If generation takes time, show a progress state and keep the user on the page. For larger exports, offer an email or in-app notification when the file is ready. Users should not have to guess whether the request worked.
File naming matters too. A statement called “download.pdf” creates sorting problems the moment someone saves three of them. A name that includes entity, period, and format is easier to archive and share. That matters even more for month-end close.
This is also where B2B billing portal patterns are useful. Invoices, statements, and payments often live in the same finance workflow. The portal should connect them without blending them together. Users should see the open balance, the related statement, and the invoice trail without hunting across unrelated pages.
A download history is another small detail that pays off later. Show who downloaded a file, when they did it, and which entity it covered. That gives finance teams a cleaner audit trail and reduces back-and-forth when questions come up.
If the portal supports bulk export, keep it tied to a real use case. A quarter-end package or monthly archive is useful. A giant export menu with no context is not. Business users want speed, but they also want confidence that the file matches the account they manage.
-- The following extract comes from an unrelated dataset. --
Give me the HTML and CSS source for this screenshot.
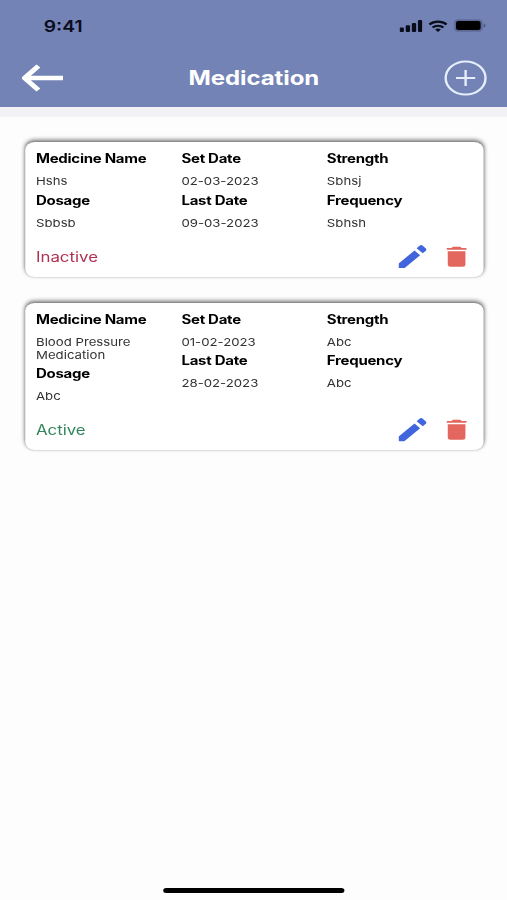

Common mistakes that slow down finance teams
The same problems show up again and again in B2B document portals.
- Hiding the legal entity behind an internal code or abbreviation.
- Forcing users to choose a complex date range before they can see any statements.
- Returning a generic error when a file is still generating or unavailable.
- Mixing statements, invoices, and receipts in one unlabeled list.
- Making users contact support instead of explaining why access is blocked.
- Forgetting that admins, approvers, and finance users need different views of the same account.
Each of these mistakes seems small in a demo. In production, they turn into missed deadlines, manual work, and repeated support tickets.
The most damaging issue is usually context loss. If a user has to open three files to find the right entity or period, the portal is making them do reconciliation work by hand.
A redesign checklist for portal teams
A strong redesign starts with the basics. Use this checklist during product reviews or UX audits.
- Confirm the main document types users need, such as statements, invoices, and credit notes.
- Surface entity, period, currency, and file status before the user downloads anything.
- Keep role labels plain and consistent across the portal.
- Default to the most recent completed statement period.
- Show generation progress for large or delayed downloads.
- Add a readable download history with timestamp, user, and entity.
- Give denied-access states a clear next step.
- Test the flow with month-end, quarter-end, and audit scenarios, not only simple browsing.
If you want a quick review pass, start with the first three items. They reveal most of the friction in a broken portal.
Conclusion
Statement downloads look simple until finance teams depend on them every month. Then context, permissions, and auditability matter as much as the file itself.
The strongest portals treat downloads as part of the business workflow. They show the right entity, the right period, and the right role, without forcing users to guess.
When those pieces line up, the portal does its job quietly. Users get the file they need, and support does not have to clean up the confusion later.